Even if my new index has all columns, it is not used by the pagination query:
postgres=# EXPLAIN (ANALYZE, COSTS OFF, BUFFERS, SUMMARY OFF)
SELECT country_id, details
FROM orders
WHERE country_id = 1
AND details @> '[{"product_id": 15}]'
ORDER BY created_at DESC
LIMIT 10
;
QUERY PLAN
-------------------------------------------------------------------------------------
Limit (actual time=0.034..0.117 rows=10 loops=1)
Buffers: shared hit=32
-> Index Scan using orders1 on orders (actual time=0.034..0.115 rows=10 loops=1)
Index Cond: (country_id = 1)
Filter: (details @> '[{"product_id": 15}]'::jsonb)
Rows Removed by Filter: 38
Buffers: shared hit=32
If I drop the B-Tree index, the B-Tree GIN is used, but not efficient as it has to read and sort all rows before returning the ten row for the result:
postgres=# drop index orders1;
DROP INDEX
postgres=# EXPLAIN (ANALYZE, COSTS OFF, BUFFERS, SUMMARY OFF)
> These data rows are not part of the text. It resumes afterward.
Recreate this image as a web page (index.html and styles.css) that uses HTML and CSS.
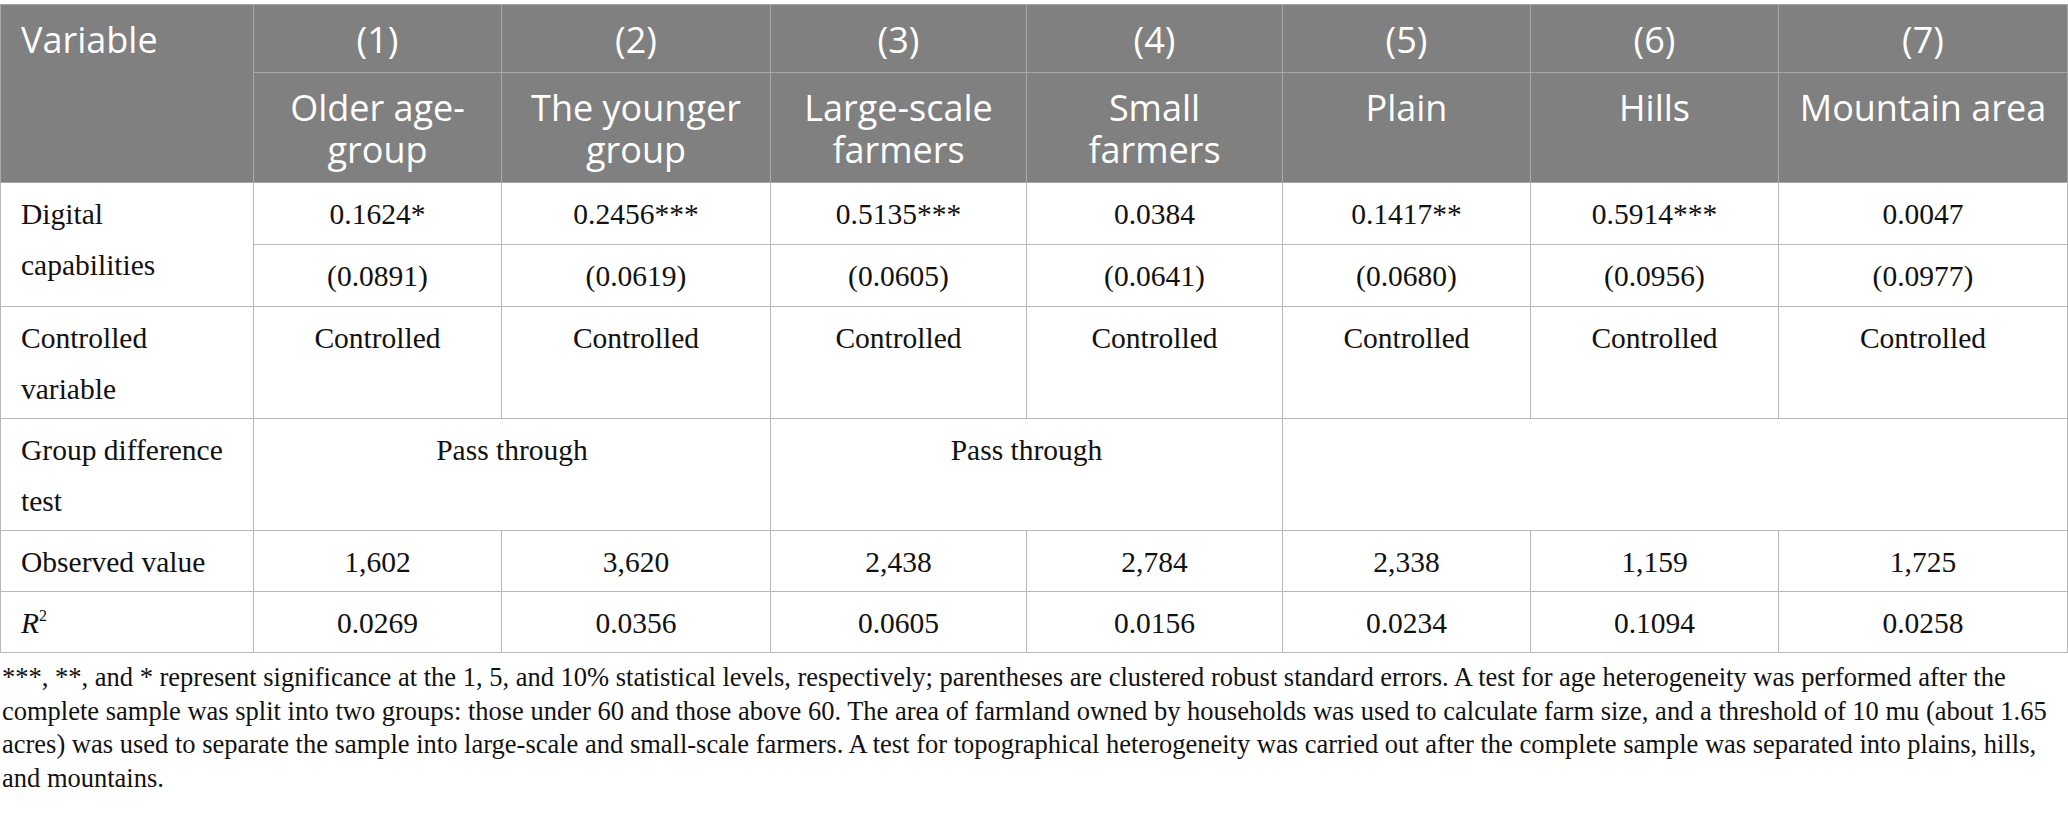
FILE: index.html
```html
<!DOCTYPE html>
<html lang="en">
<head>
<meta charset="utf-8">
<title>Heterogeneity analysis</title>
<link rel="stylesheet" href="styles.css">
</head>
<body>
<div class="wrap">
<table class="results">
<colgroup>
<col class="c0"><col class="c1"><col class="c2"><col class="c3"><col class="c4"><col class="c5"><col class="c6"><col class="c7">
</colgroup>
<thead>
<tr>
<th rowspan="2" class="var">Variable</th>
<th>(1)</th><th>(2)</th><th>(3)</th><th>(4)</th><th>(5)</th><th>(6)</th><th>(7)</th>
</tr>
<tr>
<th>Older age-group</th>
<th>The younger group</th>
<th>Large-scale farmers</th>
<th>Small farmers</th>
<th>Plain</th>
<th>Hills</th>
<th>Mountain area</th>
</tr>
</thead>
<tbody>
<tr class="coef">
<td rowspan="2" class="label">Digital capabilities</td>
<td>0.1624*</td><td>0.2456***</td><td>0.5135***</td><td>0.0384</td><td>0.1417**</td><td>0.5914***</td><td>0.0047</td>
</tr>
<tr class="coef">
<td>(0.0891)</td><td>(0.0619)</td><td>(0.0605)</td><td>(0.0641)</td><td>(0.0680)</td><td>(0.0956)</td><td>(0.0977)</td>
</tr>
<tr>
<td class="label">Controlled variable</td>
<td>Controlled</td><td>Controlled</td><td>Controlled</td><td>Controlled</td><td>Controlled</td><td>Controlled</td><td>Controlled</td>
</tr>
<tr>
<td class="label">Group difference test</td>
<td colspan="2">Pass through</td><td colspan="2">Pass through</td><td colspan="3"></td>
</tr>
<tr>
<td class="label">Observed value</td>
<td>1,602</td><td>3,620</td><td>2,438</td><td>2,784</td><td>2,338</td><td>1,159</td><td>1,725</td>
</tr>
<tr>
<td class="label"><i>R</i><sup>2</sup></td>
<td>0.0269</td><td>0.0356</td><td>0.0605</td><td>0.0156</td><td>0.0234</td><td>0.1094</td><td>0.0258</td>
</tr>
</tbody>
</table>
<p class="note">***, **, and * represent significance at the 1, 5, and 10% statistical levels, respectively; parentheses are clustered robust standard errors. A test for age heterogeneity was performed after the complete sample was split into two groups: those under 60 and those above 60. The area of farmland owned by households was used to calculate farm size, and a threshold of 10 mu (about 1.65 acres) was used to separate the sample into large-scale and small-scale farmers. A test for topographical heterogeneity was carried out after the complete sample was separated into plains, hills, and mountains.</p>
</div>
</body>
</html>
```
FILE: styles.css
```css
html, body {
  margin: 0;
  padding: 0;
  background: #ffffff;
}

.wrap {
  padding-top: 4px;
  width: 2068px;
}

.results {
  width: 2067px;
  border-collapse: collapse;
  table-layout: fixed;
  font-family: "Liberation Serif", "Times New Roman", serif;
  color: #111111;
}

.c0 { width: 253px; }
.c1 { width: 248px; }
.c2 { width: 269px; }
.c3 { width: 256px; }
.c4 { width: 256px; }
.c5 { width: 248px; }
.c6 { width: 248px; }
.c7 { width: 289px; }

.results th {
  background: #7f807f;
  color: #ffffff;
  font-family: "Open Sans", "Noto Sans", sans-serif;
  font-weight: 400;
  font-size: 36px;
  line-height: 42px;
  padding: 14px 14px 11px;
  text-align: center;
  vertical-align: top;
  border: 1px solid #a6a7a6;
}

.results th.var {
  text-align: left;
  padding-left: 20px;
}

.results td {
  font-size: 29.5px;
  line-height: 51px;
  padding: 6px 10px 3px;
  text-align: center;
  vertical-align: top;
  border: 1px solid #b8b8b8;
}

.results .coef td {
  padding-bottom: 4px;
}

.results td.label {
  text-align: left;
  padding-left: 20px;
  padding-right: 26px;
}

.results sup {
  font-size: 16px;
  line-height: 0;
  vertical-align: 12px;
}

.note {
  margin: 8px 0 0;
  padding-left: 2px;
  font-family: "Liberation Serif", "Times New Roman", serif;
  font-size: 26.5px;
  line-height: 33.5px;
  color: #111111;
}
```
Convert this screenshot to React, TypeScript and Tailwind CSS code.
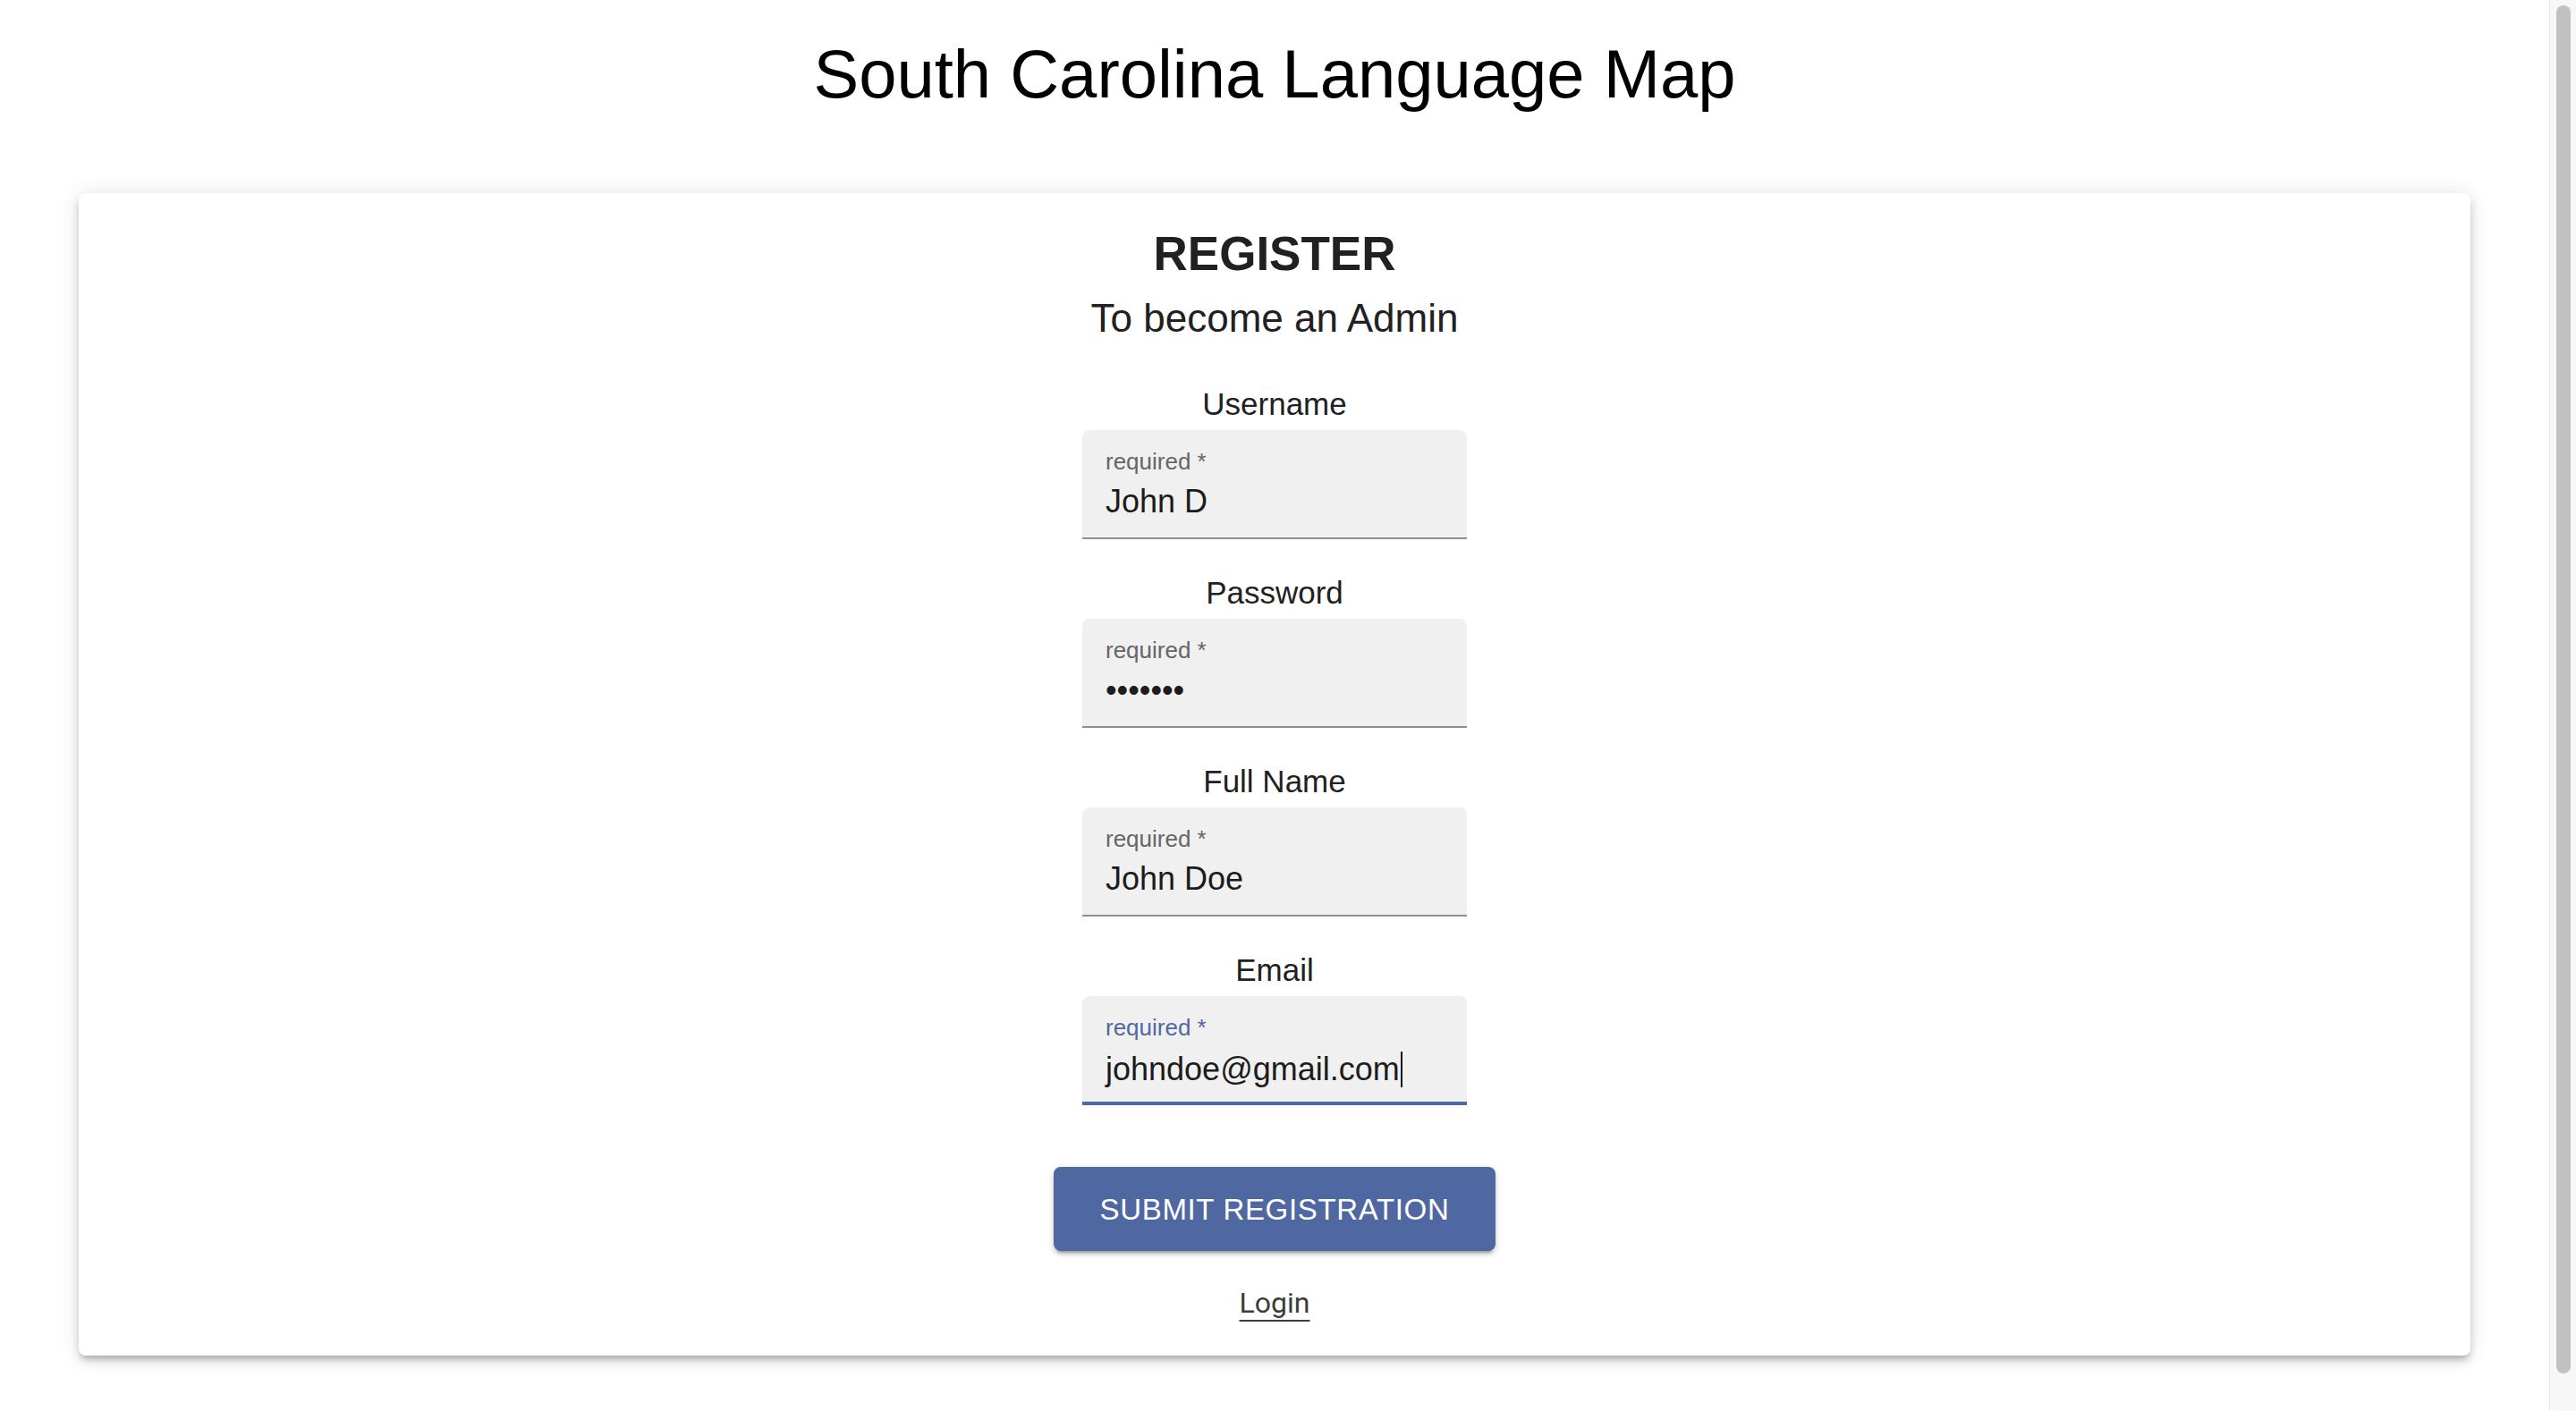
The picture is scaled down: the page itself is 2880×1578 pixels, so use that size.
const fields = [
  { label: "Username", value: "John D" },
  { label: "Password", value: "•••••••" },
  { label: "Full Name", value: "John Doe" },
  { label: "Email", value: "johndoe@gmail.com", focused: true },
]

function Field({ label, value, focused }: { label: string; value: string; focused?: boolean }) {
  const boxClass = focused
    ? "border-b-4 border-[#5068a1]"
    : "border-b-2 border-[#8f8f8f]"

  return (
    <div className="flex flex-col items-center">
      <label className="text-[35px] leading-[35px] text-[#212121]">{label}</label>
      <div className={`mt-[12px] flex h-[122px] w-[430px] flex-col rounded-t-[8px] bg-[#f0f0f0] pl-[26px] pt-[22px] ${boxClass}`}>
        <span className={`text-[26px] leading-[26px] ${focused ? "text-[#5068a1]" : "text-[#666666]"}`}>
          required *
        </span>
        <span className="mt-[14px] flex items-center text-[36px] leading-[36px] text-[#1c1c1c]">
          {value}
          {focused && <span className="ml-[1px] h-[40px] w-[2px] bg-[#111]" />}
        </span>
      </div>
    </div>
  )
}

export default function App() {
  return (
    <div className="flex h-screen overflow-hidden bg-white font-['Liberation_Sans',Arial,sans-serif]">
      <main className="flex-1">
        {/* Header */}
        <h1 className="pt-[45px] text-center text-[76px] leading-[76px] text-black">
          South Carolina Language Map
        </h1>

        {/* Register card */}
        <div className="mx-[88px] mt-[95px] flex flex-col items-center rounded-[8px] bg-white pb-[43px] pt-[41px] shadow-[0_6px_6px_-4px_rgba(0,0,0,0.2),0_6px_10px_0_rgba(0,0,0,0.14),0_2px_24px_0_rgba(0,0,0,0.12)]">
          <h2 className="text-[53px] font-bold leading-[53px] text-[#212121]">REGISTER</h2>
          <p className="mt-[24px] text-[44px] leading-[44px] text-[#212121]">To become an Admin</p>

          <div className="mt-[56px] flex flex-col gap-[42px]">
            {fields.map((f) => (
              <Field key={f.label} label={f.label} value={f.value} focused={f.focused} />
            ))}
          </div>

          <button
            type="button"
            className="mt-[69px] flex h-[94px] w-[494px] items-center justify-center rounded-[8px] bg-[#5068a1] text-[33px] leading-none tracking-[0.02em] text-white shadow-[0_6px_2px_-4px_rgba(0,0,0,0.2),0_4px_4px_0_rgba(0,0,0,0.14),0_2px_10px_0_rgba(0,0,0,0.12)]"
          >
            SUBMIT REGISTRATION
          </button>

          <a
            href="#"
            className="mt-[42px] font-['Roboto',sans-serif] text-[32px] leading-[32px] text-[#3c3c3c] underline decoration-2 underline-offset-[8px]"
          >
            Login
          </a>
        </div>
      </main>

      {/* Scrollbar */}
      <aside className="h-screen w-[30px] border-l border-[#e6e6e6] bg-[#f7f7f7]">
        <div className="ml-[7px] mt-[6px] h-[1530px] w-[16px] rounded-full bg-[#c1c1c1]" />
      </aside>
    </div>
  )
}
SELECT country_id, details
FROM orders
WHERE country_id = 1
AND details @> '[{"product_id": 15}]'
ORDER BY created_at DESC
LIMIT 10
;
QUERY PLAN
---------------------------------------------------------------------------------------------------
Limit (actual time=215.701..215.704 rows=10 loops=1)
Buffers: shared hit=229 read=40107 written=5
-> Sort (actual time=215.700..215.701 rows=10 loops=1)
Sort Key: created_at DESC
Sort Method: top-N heapsort Memory: 46kB
Buffers: shared hit=229 read=40107 written=5
-> Bitmap Heap Scan on orders (actual time=31.466..204.149 rows=44864 loops=1)
Recheck Cond: ((country_id = 1) AND (details @> '[{"product_id": 15}]'::jsonb))
Rows Removed by Index Recheck: 5280
Heap Blocks: exact=39859
Buffers: shared hit=229 read=40107 written=5
-> Bitmap Index Scan on orders3 (actual time=24.544..24.544 rows=50144 loops=1)
Index Cond: ((country_id = 1) AND (details @> '[{"product_id": 15}]'::jsonb))
Buffers: shared hit=229 read=248
Seeing all conditions in the Index Cond is not sufficient, especially with GIN indexes because they return false positives that must be rechecked later. Even if you don't have an ORDER BY LIMIT, the scan itself reads more rows than necessary, as reported by Rows Removed by Index Recheck.
Conclusion
PostgreSQL's JSONB with GIN indexing allows for schema-on-read capabilities within a schema-on-write relational model. While it enables document storage, it does not convert PostgreSQL into a document database.
Although GIN indexes efficiently handle equality predicates on array items, they are less effective for range or sorting operations compared to MongoDB's multi-key indexes, which support equality, sorting, and range queries transparently. You may use JSON datatypes to provide more flexibility to the relational model, but SQL databases should be used as relational databases because their engine is optimized for it. Always check the execution plan to avoid surprises.